You've come a long way, congratulations! At this point, you should feel comfortable with building new Rails applications, modelling data, and working with forms. This project will require you to put all your newfound knowledge to the test. It should serve as a great portfolio piece for what you're capable of. It'll take some thought and time but it's certainly within reach of your skills.
You'll be building Facebook. As usual, any additional styling will be up to you but the really important stuff is to get the data and back end working properly. You'll put together some of the core features of the platform -- users, profiles, "friending", posts, news feed, and "liking". You'll also implement sign-in with the real Facebook by using OmniAuth and Devise.
Some features of Facebook we haven't yet been exposed to -- for instance chat, realtime updates of the newsfeed, and realtime notifications. You won't be responsible for creating those unless you'd like to jump ahead and give it a shot.
Build Facebook! You'll build a large portion of the core Facebook user functionality in this project.
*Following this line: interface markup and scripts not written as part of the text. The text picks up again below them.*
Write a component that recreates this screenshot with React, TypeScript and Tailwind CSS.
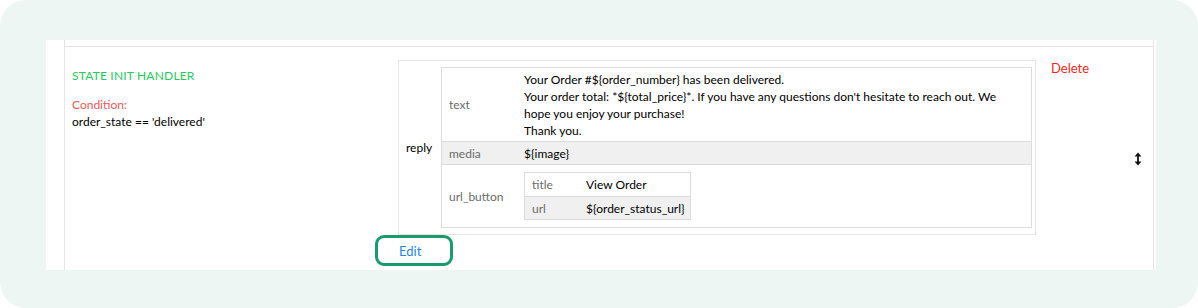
import React from "react";

const KEY = "text-[#6b6b6b]";

function UpDownArrow() {
  return (
    <svg width="8" height="14" viewBox="0 0 8 14" className="block">
      <path d="M4 0.5 L7.5 4.5 H4.9 V9.5 H7.5 L4 13.5 L0.5 9.5 H3.1 V4.5 H0.5 Z" fill="#111" />
    </svg>
  );
}

export default function App() {
  return (
    <div className="w-[1198px] h-[308px] bg-white font-['Lato',sans-serif] text-[12px] text-black">
      <div className="h-full rounded-[26px] bg-[#edf6f2] pt-[40px] pl-[46px]">
        <div className="w-[1110px] h-[230px] bg-white pl-[18px] pr-[2px]">
          <div className="h-full border-x border-[#e3e3e8] pt-[6px]">
            <div className="h-full border-t border-[#e3e3e8] flex">
              {/* handler info */}
              <div className="w-[333px] pl-[7px] pt-[20px] leading-[17px]">
                <div className="text-[#25cc5c] tracking-[0.2px]">STATE INIT HANDLER</div>
                <div className="mt-[12px] text-[#f25757]">Condition:</div>
                <div>{"order_state == 'delivered'"}</div>
              </div>

              {/* reply block */}
              <div className="w-[638px] pt-[13px]">
                <div className="border border-[#e6e6e6] flex items-center pl-[7px] pr-[3px] pt-[6px] pb-[6px]">
                  <div className="w-[35px]">reply</div>
                  <div className="flex-1 border border-[#dcdcdc] leading-[17px]">
                    <div className="flex items-center">
                      <div className={`w-[74px] pl-[7px] ${KEY}`}>text</div>
                      <div className="flex-1 pl-[8px] pr-[8px] pt-[3px] pb-[2px]">
                        <div>{"Your Order #${order_number} has been delivered."}</div>
                        <div>
                          {
                            "Your order total: *${total_price}*. If you have any questions don't hesitate to reach out. We hope you enjoy your purchase!"
                          }
                        </div>
                        <div>Thank you.</div>
                      </div>
                    </div>
                    <div className="flex items-center h-[24px] bg-[#f0f0f0] border-y border-[#dcdcdc]">
                      <div className={`w-[74px] pl-[7px] ${KEY}`}>media</div>
                      <div className="pl-[8px]">{"${image}"}</div>
                    </div>
                    <div className="flex items-center py-[7px]">
                      <div className={`w-[74px] pl-[7px] ${KEY}`}>url_button</div>
                      <div className="ml-[8px] w-[167px] border border-[#dcdcdc]">
                        <div className="flex items-center h-[23px]">
                          <div className={`w-[61px] pl-[7px] ${KEY}`}>title</div>
                          <div>View Order</div>
                        </div>
                        <div className="flex items-center h-[23px] bg-[#f0f0f0] border-t border-[#dcdcdc]">
                          <div className={`w-[61px] pl-[7px] ${KEY}`}>url</div>
                          <div>{"${order_status_url}"}</div>
                        </div>
                      </div>
                    </div>
                  </div>
                </div>
                <div className="relative w-[24px] ml-[1px] mt-[8px] leading-[16px] text-[13px] text-[#1e88f0]">
                  Edit
                  <div className="absolute left-[-24px] top-[-8px] w-[78px] h-[31px] rounded-[9px] border-[3px] border-[#1a9b6e]" />
                </div>
              </div>

              {/* actions */}
              <div className="flex-1 pl-[15px] pt-[13px] flex">
                <div className="text-[13px] leading-[16px] text-[#ff1f1f]">Delete</div>
                <div className="ml-auto mr-[11px] mt-[92px]">
                  <UpDownArrow />
                </div>
              </div>
            </div>
          </div>
        </div>
      </div>
    </div>
  );
}
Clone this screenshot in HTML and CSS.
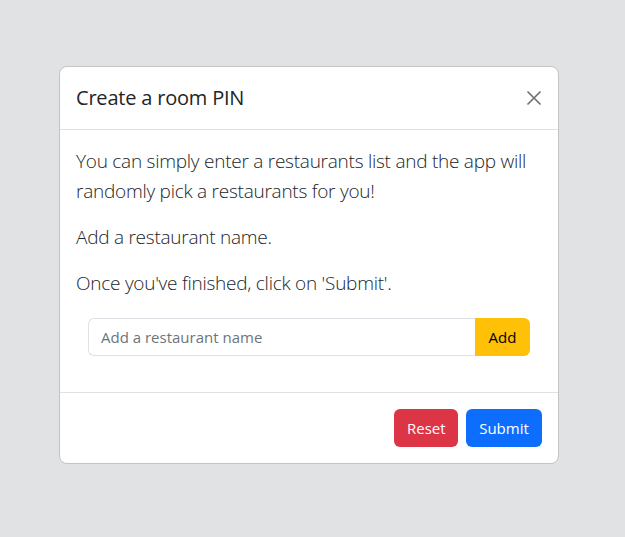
FILE: index.html
```html
<!DOCTYPE html>
<html lang="en">
<head>
<meta charset="utf-8">
<title>Create a room PIN</title>
<link rel="stylesheet" href="styles.css">
</head>
<body>
<div class="backdrop">
  <div class="modal">
    <div class="modal-header">
      <h5 class="modal-title">Create a room PIN</h5>
      <button class="btn-close" aria-label="Close">
        <svg width="16" height="16" viewBox="0 0 16 16"><path d="M1.5 1.5 L14.5 14.5 M14.5 1.5 L1.5 14.5" stroke="#000" stroke-width="1.7" fill="none"/></svg>
      </button>
    </div>
    <div class="modal-body">
      <p class="lead">You can simply enter a restaurants list and the app will randomly pick a restaurants for you!</p>
      <p class="lead">Add a restaurant name.</p>
      <p class="lead">Once you've finished, click on 'Submit'.</p>
      <div class="input-group">
        <input class="form-control" type="text" placeholder="Add a restaurant name">
        <button class="btn btn-warning">Add</button>
      </div>
    </div>
    <div class="modal-footer">
      <button class="btn btn-danger">Reset</button>
      <button class="btn btn-primary">Submit</button>
    </div>
  </div>
</div>
</body>
</html>
```
FILE: styles.css
```css
* { box-sizing: border-box; }
html, body { margin: 0; padding: 0; }
body {
  font-family: "Open Sans", "Noto Sans", sans-serif;
  color: #212529;
  background: #e1e2e4;
  width: 625px;
  height: 537px;
}
.backdrop {
  padding-top: 66px;
  padding-left: 59px;
}
.modal {
  width: 500px;
  background: #fff;
  border: 1px solid #c3c4c6;
  border-radius: 8px;
}
.modal-header {
  display: flex;
  align-items: center;
  justify-content: space-between;
  padding: 16px 16px;
  border-bottom: 1px solid #dee2e6;
  height: 63px;
}
.modal-title {
  margin: 0;
  font-size: 20px;
  font-weight: 500;
  line-height: 30px;
  letter-spacing: -0.2px;
}
.btn-close {
  border: 0;
  background: transparent;
  padding: 4px;
  margin-right: -4px;
  opacity: 0.55;
  display: flex;
}
.modal-body {
  padding: 16px 16px 0;
}
.lead {
  font-size: 19px;
  font-weight: 300;
  line-height: 30px;
  margin: 0 0 16px;
  letter-spacing: -0.25px;
}
.input-group {
  display: flex;
  margin: 20px 12px 36px;
  height: 38px;
}
.form-control {
  flex: 1;
  min-width: 0;
  border: 1px solid #dee2e6;
  border-right: 0;
  border-radius: 6px 0 0 6px;
  padding: 6px 12px;
  font-family: inherit;
  font-size: 15px;
  color: #212529;
  outline: none;
}
.form-control::placeholder { color: #6c757d; }
.btn {
  font-family: inherit;
  font-size: 15px;
  line-height: 24px;
  padding: 6px 12px;
  border: 1px solid transparent;
  border-radius: 6px;
  cursor: pointer;
}
.btn-warning {
  background: #ffc107;
  color: #000;
  border-radius: 0 6px 6px 0;
  width: 55px;
}
.btn-danger { background: #dc3545; color: #fff; width: 64px; }
.btn-primary { background: #0d6efd; color: #fff; width: 76px; }
.modal-footer {
  display: flex;
  justify-content: flex-end;
  gap: 8px;
  border-top: 1px solid #dee2e6;
  padding: 16px 16px 16px;
}
```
We won't be worrying about the Javascript-heavy front end stuff but you won't need it to get a nice user experience.
You should write at least a basic set of integration tests which let you know if each page is loading properly and unit tests to make sure your associations have been properly set up (e.g. testing that User.first.posts
works properly). Run them continuously in the background with Guard (See the Ruby on Rails Tutorial Chapter 3.7.3).
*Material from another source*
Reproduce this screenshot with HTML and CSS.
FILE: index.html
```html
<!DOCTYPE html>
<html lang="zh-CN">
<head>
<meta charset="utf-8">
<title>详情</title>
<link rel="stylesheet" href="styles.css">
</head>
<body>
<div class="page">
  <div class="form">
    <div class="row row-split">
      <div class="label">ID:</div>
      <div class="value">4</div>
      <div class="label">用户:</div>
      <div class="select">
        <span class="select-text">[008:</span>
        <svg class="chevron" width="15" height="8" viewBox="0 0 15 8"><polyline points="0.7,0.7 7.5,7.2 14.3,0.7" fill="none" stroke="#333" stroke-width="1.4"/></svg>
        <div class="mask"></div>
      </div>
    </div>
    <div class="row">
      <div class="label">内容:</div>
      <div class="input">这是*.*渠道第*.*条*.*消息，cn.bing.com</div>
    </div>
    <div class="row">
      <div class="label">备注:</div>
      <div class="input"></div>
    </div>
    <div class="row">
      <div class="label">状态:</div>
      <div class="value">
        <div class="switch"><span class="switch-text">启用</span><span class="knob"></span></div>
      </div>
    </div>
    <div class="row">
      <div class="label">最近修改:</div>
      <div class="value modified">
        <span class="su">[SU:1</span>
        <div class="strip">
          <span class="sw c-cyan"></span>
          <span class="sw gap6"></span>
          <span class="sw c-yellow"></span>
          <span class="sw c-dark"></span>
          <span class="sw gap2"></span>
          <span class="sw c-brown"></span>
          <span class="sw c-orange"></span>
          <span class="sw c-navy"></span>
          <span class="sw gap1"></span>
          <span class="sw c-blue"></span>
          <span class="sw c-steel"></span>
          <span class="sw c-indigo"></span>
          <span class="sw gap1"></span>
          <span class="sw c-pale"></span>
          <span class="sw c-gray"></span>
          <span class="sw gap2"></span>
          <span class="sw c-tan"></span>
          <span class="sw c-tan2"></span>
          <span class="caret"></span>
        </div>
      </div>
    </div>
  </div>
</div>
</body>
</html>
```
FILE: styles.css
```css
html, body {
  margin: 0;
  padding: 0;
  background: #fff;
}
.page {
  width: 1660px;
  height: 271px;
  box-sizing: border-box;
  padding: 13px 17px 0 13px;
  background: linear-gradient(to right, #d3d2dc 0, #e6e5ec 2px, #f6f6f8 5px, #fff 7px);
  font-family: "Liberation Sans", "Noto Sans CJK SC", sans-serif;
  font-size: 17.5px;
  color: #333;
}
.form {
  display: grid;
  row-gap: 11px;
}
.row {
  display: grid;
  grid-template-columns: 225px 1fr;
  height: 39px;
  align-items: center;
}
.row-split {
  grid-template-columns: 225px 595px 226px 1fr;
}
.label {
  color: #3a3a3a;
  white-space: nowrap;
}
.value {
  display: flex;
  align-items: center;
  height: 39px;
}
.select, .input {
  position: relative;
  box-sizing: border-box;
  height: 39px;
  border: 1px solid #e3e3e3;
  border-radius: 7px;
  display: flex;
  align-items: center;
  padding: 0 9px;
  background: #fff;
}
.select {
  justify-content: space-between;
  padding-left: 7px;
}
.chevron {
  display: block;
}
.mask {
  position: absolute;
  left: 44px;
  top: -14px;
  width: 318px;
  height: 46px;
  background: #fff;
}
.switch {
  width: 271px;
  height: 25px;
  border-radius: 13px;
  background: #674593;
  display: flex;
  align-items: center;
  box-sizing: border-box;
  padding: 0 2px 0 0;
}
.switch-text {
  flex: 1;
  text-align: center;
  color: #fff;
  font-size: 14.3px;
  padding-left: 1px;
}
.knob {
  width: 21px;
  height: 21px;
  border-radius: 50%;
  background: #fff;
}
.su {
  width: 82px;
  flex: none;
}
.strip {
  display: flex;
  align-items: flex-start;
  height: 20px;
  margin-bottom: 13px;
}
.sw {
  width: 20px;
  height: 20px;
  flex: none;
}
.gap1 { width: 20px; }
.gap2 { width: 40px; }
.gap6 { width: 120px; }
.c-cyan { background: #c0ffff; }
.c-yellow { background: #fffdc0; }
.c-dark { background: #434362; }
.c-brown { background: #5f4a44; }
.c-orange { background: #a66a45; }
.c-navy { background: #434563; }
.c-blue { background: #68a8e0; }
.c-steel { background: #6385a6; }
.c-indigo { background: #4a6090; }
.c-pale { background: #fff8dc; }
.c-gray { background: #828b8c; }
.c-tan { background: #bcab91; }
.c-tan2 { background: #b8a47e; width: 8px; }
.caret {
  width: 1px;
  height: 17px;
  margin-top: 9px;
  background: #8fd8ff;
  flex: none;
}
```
This project will give you a chance to take a relatively high level set of requirements and turn it into a functioning website. You'll need to read through the documentation on GitHub for some of the gems you'll be using.
Keep the following requirements in mind. We'll cover specific steps to get started below this list:
- Make posts also allow images (either just via a URL or, more complicated, by uploading one).
- Use the Active Storage to allow users to upload a photo to their profile.
- Make your post able to be either a text OR a photo by using a polymorphic association (so users can still like or comment on it while being none-the-wiser).
- Style it up nicely! We'll dive into HTML/CSS in the next course.
- Think through the data architecture required to make this work. There are a lot of models and a lot of associations, so take the time to plan out your approach.
- Build the new PostgreSQL Rails app
$ rails new odin-facebook --database=postgresql
, initialize the Git repo and update the README to link back to this page. - Work your way down the list above! Each step will involve a new challenge but you've got the tools.
- You can populate data like users and posts using the Faker gem, which is basically just a library of sample names and emails. It may just be easier, though, for you to write your own seeds in the
db/seeds.rb
file, which gets run if you type$ rake db:seed
.
- Before you move on, we would like your feedback here. Getting user(you) feedback is important so we can continue to improve the curriculum and get an idea of your experience.
This section contains helpful links to other content. It isn't required, so consider it supplemental.
- For another take on this, here's a gem-laden Facebook clone.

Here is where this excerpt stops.